Innovations in Pain Treatment
Today, there is a variety of innovative medical technology solutions available on the market that can help combat the national crisis and reducing the dependence on opioids. Implants and other devices, as well as applications and diagnostic tests can now help facilitate effective pain management while curbing misuse, abuse, and overdoses related to opioids. Furthermore, the development of minimally-invasive innovations has enabled patients to return to routine activities in a shorter period of time with less pain and discomfort post-surgery. Some of the innovative strategies for the treatment of both chronic and acute pain are outlined below.
Continuous Peripheral Nerve Block (cPNB)
This increasingly popular alternative consists of a percutaneously inserted catheter placed at the target nerve during a surgical procedure. Clinically proven to reduce exposure to opioids during and after surgery, the catheter allows for the continuous infusion of fast-acting local anesthetics that can provide prolonged pain blocking and may be titrated to reach the desired effect. Continuous peripheral nerve blocks can be used in hospitals, home care settings, as well as alternative care facilities and have been found to decrease both the incidence and severity of post-surgical pain.

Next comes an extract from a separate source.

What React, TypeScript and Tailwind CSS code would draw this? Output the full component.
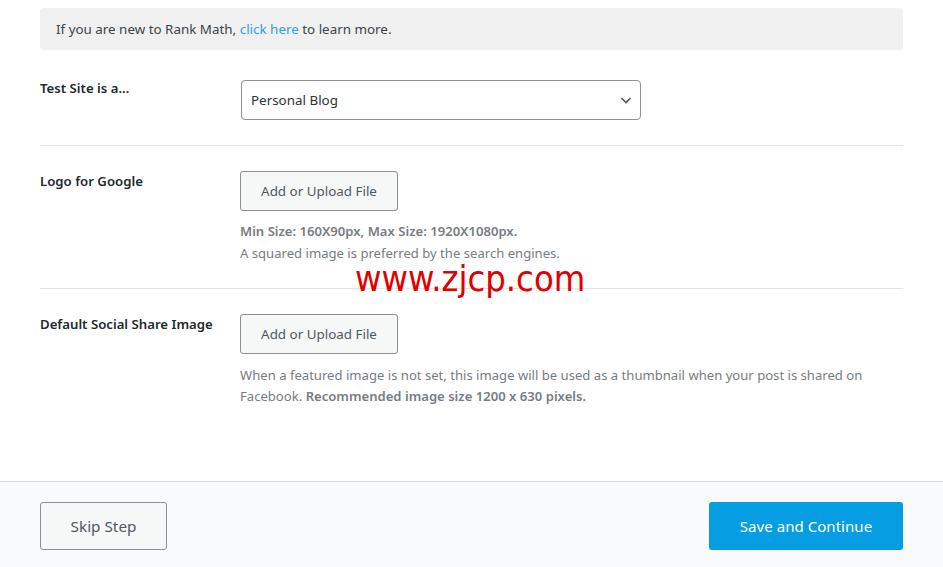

Peripheral Nerve Stimulation (PNS)
Delivering pain relief without drugs, peripheral nerve stimulation involves placing a small electrical device next to one of the peripheral nerves. The electrode then delivers rapid electrical pulses to stimulate nerves for targeted pain relief and allows patients to control the level of stimulation as needed.
Deep Transcranial Magnetic Stimulation (TMS) Therapy
This method performs magnetic stimulation of brain structures and networks related to chronic pain, stimulating superficial cortical regions to provide pain relief. Deep TMS has been proven safe and effective in depression, obsessive compulsive disorder, and chronic pain.

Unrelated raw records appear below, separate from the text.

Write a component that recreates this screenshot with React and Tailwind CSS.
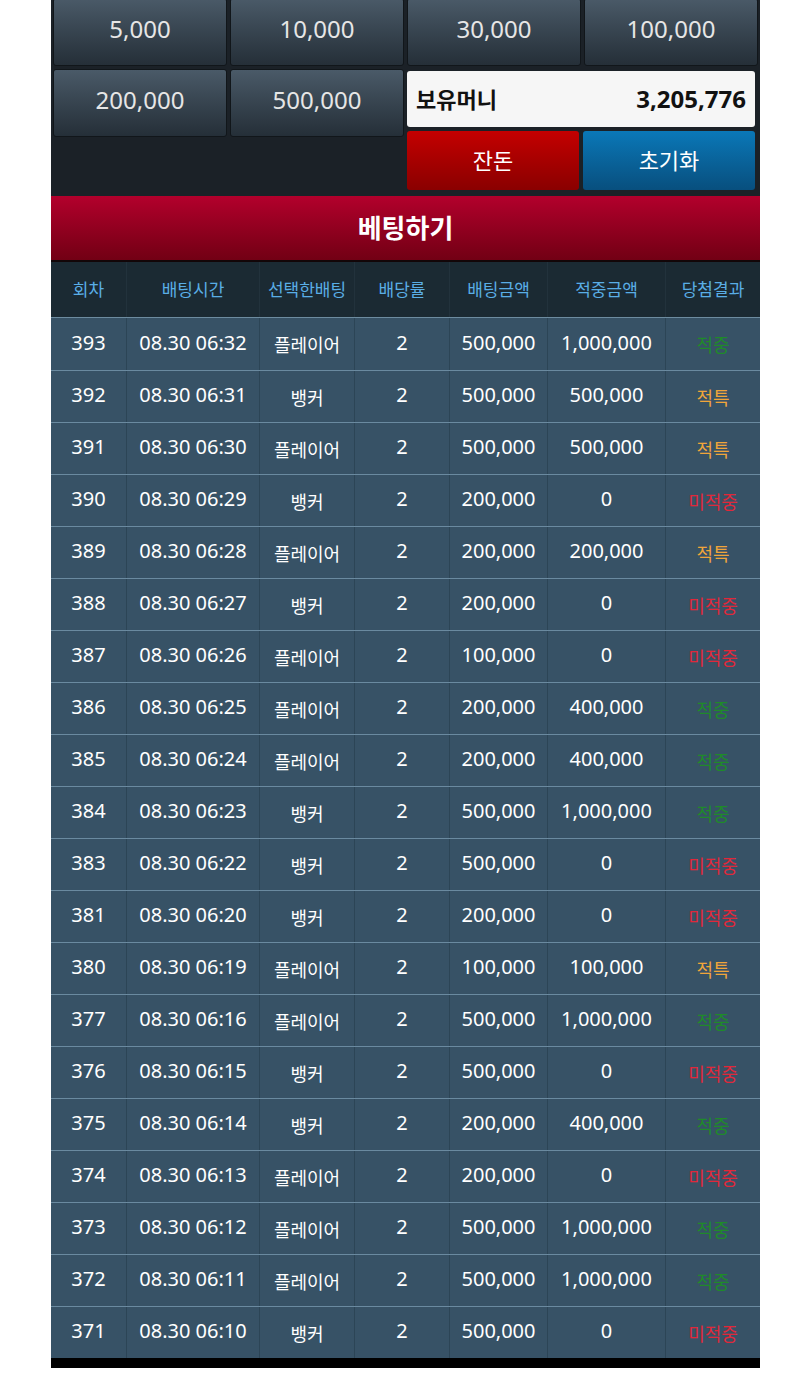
import React from 'react';

const FONT = { fontFamily: '"Noto Sans", "Noto Sans CJK KR", sans-serif' };

const rows = [
  ['393', '08.30 06:32', '플레이어', '500,000', '1,000,000', '적중'],
  ['392', '08.30 06:31', '뱅커', '500,000', '500,000', '적특'],
  ['391', '08.30 06:30', '플레이어', '500,000', '500,000', '적특'],
  ['390', '08.30 06:29', '뱅커', '200,000', '0', '미적중'],
  ['389', '08.30 06:28', '플레이어', '200,000', '200,000', '적특'],
  ['388', '08.30 06:27', '뱅커', '200,000', '0', '미적중'],
  ['387', '08.30 06:26', '플레이어', '100,000', '0', '미적중'],
  ['386', '08.30 06:25', '플레이어', '200,000', '400,000', '적중'],
  ['385', '08.30 06:24', '플레이어', '200,000', '400,000', '적중'],
  ['384', '08.30 06:23', '뱅커', '500,000', '1,000,000', '적중'],
  ['383', '08.30 06:22', '뱅커', '500,000', '0', '미적중'],
  ['381', '08.30 06:20', '뱅커', '200,000', '0', '미적중'],
  ['380', '08.30 06:19', '플레이어', '100,000', '100,000', '적특'],
  ['377', '08.30 06:16', '플레이어', '500,000', '1,000,000', '적중'],
  ['376', '08.30 06:15', '뱅커', '500,000', '0', '미적중'],
  ['375', '08.30 06:14', '뱅커', '200,000', '400,000', '적중'],
  ['374', '08.30 06:13', '플레이어', '200,000', '0', '미적중'],
  ['373', '08.30 06:12', '플레이어', '500,000', '1,000,000', '적중'],
  ['372', '08.30 06:11', '플레이어', '500,000', '1,000,000', '적중'],
  ['371', '08.30 06:10', '뱅커', '500,000', '0', '미적중'],
];

const resultColor = {
  '적중': 'text-[#1f8a2a]',
  '적특': 'text-[#f0a53a]',
  '미적중': 'text-[#e0283a]',
};

const headers = ['회차', '배팅시간', '선택한배팅', '배당률', '배팅금액', '적중금액', '당첨결과'];

const COLS = 'grid grid-cols-[76px_133px_95px_95px_98px_118px_94px]';

// ─── Chip button ───────────────────────────────────────────────────────────────

const Chip = ({ label }) => (
  <button className="h-[68px] rounded-[3px] border border-[#11161a] bg-gradient-to-b from-[#4a5a68] to-[#252f38] pb-[6px] text-[24px] text-[#e6e6e6]">
    {label}
  </button>
);

export default function App() {
  return (
    <div className="min-h-[1375px] bg-white" style={FONT}>
      <div className="-mt-[2px] ml-[51px] w-[709px] bg-[#1b2127]">
        {/* ─── Chips ─── */}
        <div className="grid grid-cols-4 gap-[3px] px-[2px]">
          <Chip label="5,000" />
          <Chip label="10,000" />
          <Chip label="30,000" />
          <Chip label="100,000" />
        </div>
        <div className="mt-[3px] grid grid-cols-4 gap-[3px] px-[2px] pb-[6px]">
          <div className="col-span-2 grid grid-cols-2 gap-[3px] self-start">
            <Chip label="200,000" />
            <Chip label="500,000" />
          </div>
          <div className="col-span-2 flex flex-col gap-[4px] pt-[2px] pr-[3px]">
            <div className="flex h-[56px] items-center justify-between rounded-[3px] bg-[#f6f6f6] px-[9px]">
              <span className="text-[22px] font-bold text-[#111]">보유머니</span>
              <span className="text-[24px] font-bold text-[#111]">3,205,776</span>
            </div>
            <div className="grid grid-cols-2 gap-[4px]">
              <button className="h-[59px] rounded-[3px] bg-gradient-to-b from-[#c40000] to-[#8a0000] text-[22px] text-white">
                잔돈
              </button>
              <button className="h-[59px] rounded-[3px] bg-gradient-to-b from-[#0a78b8] to-[#084f7e] text-[22px] text-white">
                초기화
              </button>
            </div>
          </div>
        </div>

        {/* ─── Bet header ─── */}
        <div className="flex h-[66px] items-center justify-center border-b-2 border-[#120608] bg-gradient-to-b from-[#b3002c] to-[#720014] text-[26px] font-bold text-white">
          베팅하기
        </div>

        {/* ─── Table header ─── */}
        <div className={`${COLS} h-[56px] border-b border-[#6d8ca0] bg-[#1b2a33]`}>
          {headers.map((h, i) => (
            <div
              key={h}
              className={`flex items-center justify-center text-[17px] text-[#5aaee6] ${i < 6 ? 'border-r border-[#22323c]' : ''}`}
            >
              {h}
            </div>
          ))}
        </div>

        {/* ─── Rows ─── */}
        {rows.map((r, ri) => (
          <div
            key={r[0]}
            className={`${COLS} h-[52px] bg-[#375266] text-white ${ri > 0 ? 'border-t border-[#6a8aa0]' : ''}`}
          >
            <div className="flex items-center justify-center border-r border-[#2c4556] pb-[3px] text-[20px]">{r[0]}</div>
            <div className="flex items-center justify-center border-r border-[#2c4556] pb-[3px] text-[20px]">{r[1]}</div>
            <div className="flex items-center justify-center border-r border-[#2c4556] pt-[3px] text-[18px]">{r[2]}</div>
            <div className="flex items-center justify-center border-r border-[#2c4556] pb-[3px] text-[20px]">2</div>
            <div className="flex items-center justify-center border-r border-[#2c4556] pb-[3px] text-[20px]">{r[3]}</div>
            <div className="flex items-center justify-center border-r border-[#2c4556] pb-[3px] text-[20px]">{r[4]}</div>
            <div className={`flex items-center justify-center pt-[3px] text-[18px] ${resultColor[r[5]]}`}>{r[5]}</div>
          </div>
        ))}
        <div className="h-[10px] bg-black" />
      </div>
    </div>
  );
}
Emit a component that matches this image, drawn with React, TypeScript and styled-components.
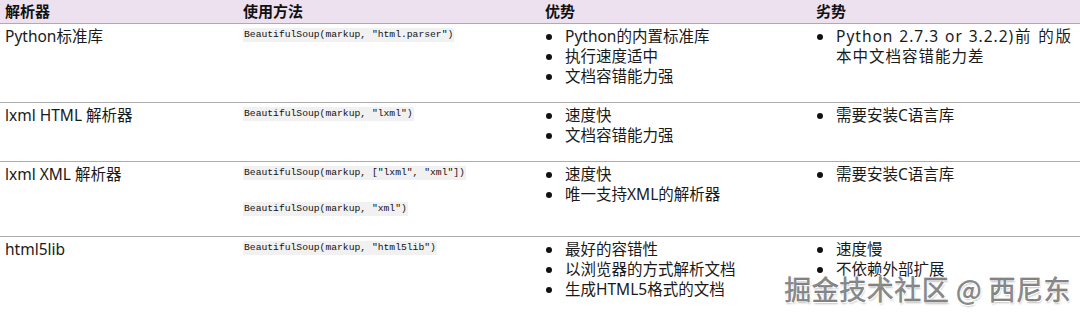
import React from "react";
import styled, { createGlobalStyle } from "styled-components";

const GlobalStyle = createGlobalStyle`
  body {
    margin: 0;
    background: #ffffff;
    font-family: "Noto Sans", "Noto Sans CJK SC", sans-serif;
    color: #1a1a1a;
  }
`;

interface Row {
  name: string;
  code: string[];
  pros: string[];
  cons: string[];
  height: number;
}

const rows: Row[] = [
  {
    name: "Python标准库",
    code: ['BeautifulSoup(markup, "html.parser")'],
    pros: ["Python的内置标准库", "执行速度适中", "文档容错能力强"],
    cons: ["Python 2.7.3 or 3.2.2)前 的版本中文档容错能力差"],
    height: 79,
  },
  {
    name: "lxml HTML 解析器",
    code: ['BeautifulSoup(markup, "lxml")'],
    pros: ["速度快", "文档容错能力强"],
    cons: ["需要安装C语言库"],
    height: 59,
  },
  {
    name: "lxml XML 解析器",
    code: ['BeautifulSoup(markup, ["lxml", "xml"])', 'BeautifulSoup(markup, "xml")'],
    pros: ["速度快", "唯一支持XML的解析器"],
    cons: ["需要安装C语言库"],
    height: 75,
  },
  {
    name: "html5lib",
    code: ['BeautifulSoup(markup, "html5lib")'],
    pros: ["最好的容错性", "以浏览器的方式解析文档", "生成HTML5格式的文档"],
    cons: ["速度慢", "不依赖外部扩展"],
    height: 80,
  },
];

const Table = styled.div`
  position: relative;
  width: 1080px;
  height: 313px;
  overflow: hidden;
`;

const Grid = styled.div`
  display: grid;
  grid-template-columns: 238px 302px 271px 1fr;
`;

const HeaderCell = styled.div`
  height: 24px;
  box-sizing: border-box;
  padding: 0 5px;
  background: #eee1ef;
  border-bottom: 1px solid #acacac;
  font-family: "Noto Sans CJK SC", sans-serif;
  font-weight: 700;
  font-size: 15px;
  line-height: 22px;
  color: #111;
`;

const Cell = styled.div<{ $h: number; $last?: boolean }>`
  height: ${(p) => p.$h}px;
  box-sizing: border-box;
  padding: 2px 5px 0;
  border-bottom: ${(p) => (p.$last ? "none" : "1px solid #acacac")};
  font-size: 15.5px;
  line-height: 20px;
`;

const CodeStack = styled.div`
  display: flex;
  flex-direction: column;
  align-items: flex-start;
  gap: 22px;
  padding-top: 2px;
`;

const Code = styled.code`
  display: inline-block;
  background: #f1f1f1;
  font-family: "Liberation Mono", "DejaVu Sans Mono", monospace;
  font-size: 9.7px;
  line-height: 14px;
  color: #111;
  white-space: pre;
  padding: 0 1px;
`;

const List = styled.ul`
  margin: 0;
  padding: 0;
  list-style: none;
`;

const Item = styled.li<{ $justify?: boolean }>`
  position: relative;
  padding-left: 20px;
  text-align: ${(p) => (p.$justify ? "justify" : "left")};
  letter-spacing: ${(p) => (p.$justify ? "1px" : "normal")};

  &::before {
    content: "";
    position: absolute;
    left: 1px;
    top: 8px;
    width: 6px;
    height: 6px;
    border-radius: 50%;
    background: #111;
  }
`;

const ConsCell = styled(Cell)`
  padding-right: 8px;
`;

const Watermark = styled.div`
  position: absolute;
  right: 9px;
  bottom: 8px;
  font-family: "Noto Sans CJK SC", sans-serif;
  font-size: 27px;
  line-height: 32px;
  letter-spacing: 0.5px;
  color: #8c8c8c;
  -webkit-text-stroke: 0.4px #6a6a6a;
  text-shadow: 1px 1px 0 #ffffff, -1px -1px 0 #ffffff, 1px -1px 0 #ffffff,
    -1px 1px 0 #ffffff, 1px 2px 2px rgba(0, 0, 0, 0.25);
  pointer-events: none;
`;

export default function App() {
  return (
    <>
      <GlobalStyle />
      <Table>
        <Grid>
          <HeaderCell>解析器</HeaderCell>
          <HeaderCell>使用方法</HeaderCell>
          <HeaderCell>优势</HeaderCell>
          <HeaderCell>劣势</HeaderCell>
          {rows.map((row, i) => {
            const last = i === rows.length - 1;
            return (
              <React.Fragment key={row.name}>
                <Cell $h={row.height} $last={last}>
                  {row.name}
                </Cell>
                <Cell $h={row.height} $last={last}>
                  <CodeStack>
                    {row.code.map((c) => (
                      <Code key={c}>{c}</Code>
                    ))}
                  </CodeStack>
                </Cell>
                <Cell $h={row.height} $last={last}>
                  <List>
                    {row.pros.map((p) => (
                      <Item key={p}>{p}</Item>
                    ))}
                  </List>
                </Cell>
                <ConsCell $h={row.height} $last={last}>
                  <List>
                    {row.cons.map((c) => (
                      <Item key={c} $justify={c.length > 15}>
                        {c}
                      </Item>
                    ))}
                  </List>
                </ConsCell>
              </React.Fragment>
            );
          })}
        </Grid>
        <Watermark>掘金技术社区 @ 西尼东</Watermark>
      </Table>
    </>
  );
}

Pulsed Electromagnetic Field (PEMF) Therapy
Pulsed electromagnetic field therapy utilizes dual-field electric and magnetic energy to stimulate cellular expression boosting overall health and wellness. This technique modified pain pathways by increasing the body’s naturally-occurring pain-relief mechanisms while reducing inflammation and swelling. PEMF is a non-invasive, sensation-free therapy that can be used both in the outpatient setting as well as at home.

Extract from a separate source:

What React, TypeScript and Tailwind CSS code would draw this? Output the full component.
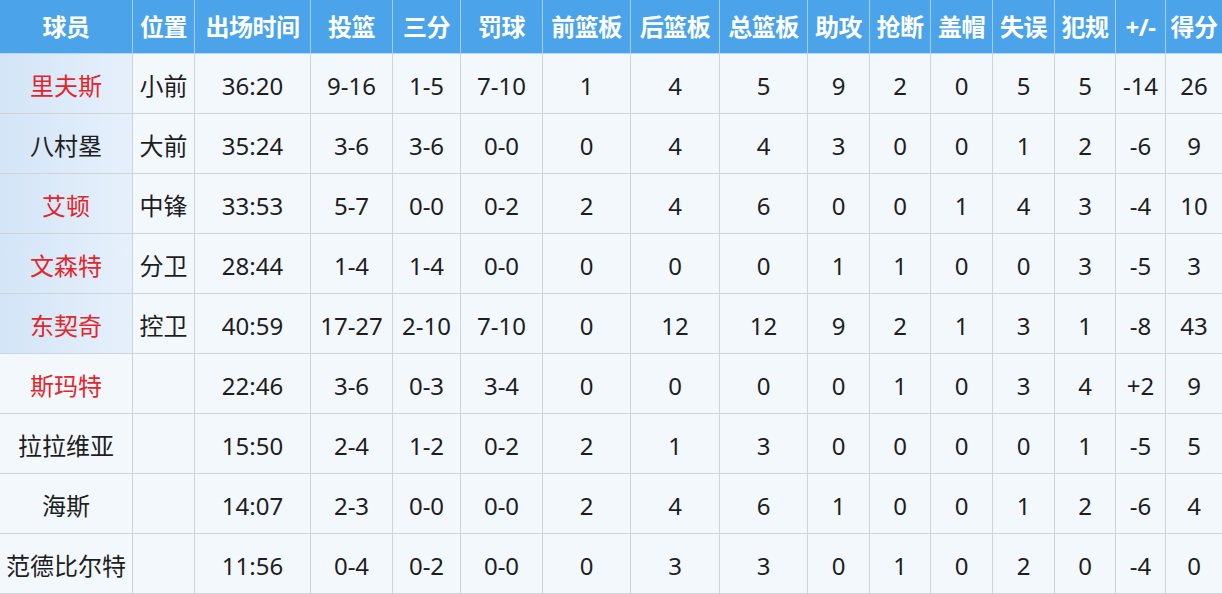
import React from 'react';

const headers = ['球员', '位置', '出场时间', '投篮', '三分', '罚球', '前篮板', '后篮板', '总篮板', '助攻', '抢断', '盖帽', '失误', '犯规', '+/-', '得分'];

type Row = { name: string; starter: boolean; pos: string; stats: string[] };

const rows: Row[] = [
  { name: '里夫斯', starter: true, pos: '小前', stats: ['36:20', '9-16', '1-5', '7-10', '1', '4', '5', '9', '2', '0', '5', '5', '-14', '26'] },
  { name: '八村塁', starter: false, pos: '大前', stats: ['35:24', '3-6', '3-6', '0-0', '0', '4', '4', '3', '0', '0', '1', '2', '-6', '9'] },
  { name: '艾顿', starter: true, pos: '中锋', stats: ['33:53', '5-7', '0-0', '0-2', '2', '4', '6', '0', '0', '1', '4', '3', '-4', '10'] },
  { name: '文森特', starter: true, pos: '分卫', stats: ['28:44', '1-4', '1-4', '0-0', '0', '0', '0', '1', '1', '0', '0', '3', '-5', '3'] },
  { name: '东契奇', starter: true, pos: '控卫', stats: ['40:59', '17-27', '2-10', '7-10', '0', '12', '12', '9', '2', '1', '3', '1', '-8', '43'] },
  { name: '斯玛特', starter: true, pos: '', stats: ['22:46', '3-6', '0-3', '3-4', '0', '0', '0', '0', '1', '0', '3', '4', '+2', '9'] },
  { name: '拉拉维亚', starter: false, pos: '', stats: ['15:50', '2-4', '1-2', '0-2', '2', '1', '3', '0', '0', '0', '0', '1', '-5', '5'] },
  { name: '海斯', starter: false, pos: '', stats: ['14:07', '2-3', '0-0', '0-0', '2', '4', '6', '1', '0', '0', '1', '2', '-6', '4'] },
  { name: '范德比尔特', starter: false, pos: '', stats: ['11:56', '0-4', '0-2', '0-0', '0', '3', '3', '0', '1', '0', '2', '0', '-4', '0'] },
];

const cols =
  'grid grid-cols-[133px_62px_116px_82px_68px_82px_88px_89px_88px_62px_61px_62px_62px_61px_50px_56px]';

export default function App() {
  return (
    <div
      className="w-[1222px] h-[594px] overflow-hidden bg-[#f3f8fd] text-[#1e1e1e]"
      style={{ fontFamily: '"Noto Sans", "Noto Sans CJK SC", sans-serif' }}
    >
      <div className={`${cols} h-[54px] bg-[#4ba4ea] border-b border-[#b9d6ef]`}>
        {headers.map((h, i) => (
          <div
            key={i}
            className={`flex items-center justify-center whitespace-nowrap text-[24px] font-bold text-white tracking-[-0.5px] ${
              i < headers.length - 1 ? 'border-r border-[#a6cdf0]' : ''
            }`}
          >
            {h}
          </div>
        ))}
      </div>
      {rows.map((r, ri) => (
        <div key={ri} className={`${cols} h-[60px] border-b border-[#cfd4d9]`}>
          <div
            className={`flex items-center justify-center pt-[5px] whitespace-nowrap text-[24px] border-r border-[#cfd4d9] ${
              ri < 5 ? 'bg-gradient-to-r from-[#d3e5f7] to-[#e6f0fb]' : ''
            } ${r.starter ? 'text-[#e3262b]' : 'text-[#1e1e1e]'}`}
          >
            {r.name}
          </div>
          <div className="flex items-center justify-center pt-[5px] text-[24px] border-r border-[#cfd4d9]">{r.pos}</div>
          {r.stats.map((s, si) => (
            <div
              key={si}
              className={`flex items-center justify-center pt-[5px] text-[24px] ${
                si < r.stats.length - 1 ? 'border-r border-[#cfd4d9]' : ''
              }`}
            >
              {s}
            </div>
          ))}
        </div>
      ))}
    </div>
  );
}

Recently rising in popularity across the globe, cryotherapy utilizes the body’s natural response to extreme cold to treat peripheral nerves and immediately reduce pain severity. It can be delivered using a portable, handheld system or larger, stationary cryotherapy chambers that treat the entire body. Cryotherapy treatment has been found to reduce opioid use following surgery and also carries other significant health benefits, including improved mental health and wellbeing, decreased inflammation, and muscular healing.
Frequently used for the treatment of TMJ, Botox injections have been increasingly prevalent in pain medicine as research reveals that it may offer temporary relief. Emerging studies have shown promising results in patients with thoracic outlet syndrome using Botox as an alternative for rib-removal surgery. Further study is needed to determine the full extent of the clinical applications of Botox for pain relief.
Alongside radiofrequency neuroablation and spinal cord stimulation, there are many other innovative pain interventions that can greatly reduce discomfort without the use of drugs. Furthermore, the pain management innovation pipeline is robust with clinical trials underway across the globe aiming to develop novel methods for treating acute and chronic pain while ameliorating the opioid epidemic and its drastic population-wide effects.
Chronic pain rates along with the prevalence of opioid addiction have continued to rise to levels that demand an immediate focus on drug-free pain care. Innovations in pain management and alternatives to prescription opioids are plentiful and increasing rapidly as the medical and scientific communities work diligently to provide safe and effective solutions to millions of patients suffering from acute and chronic pain.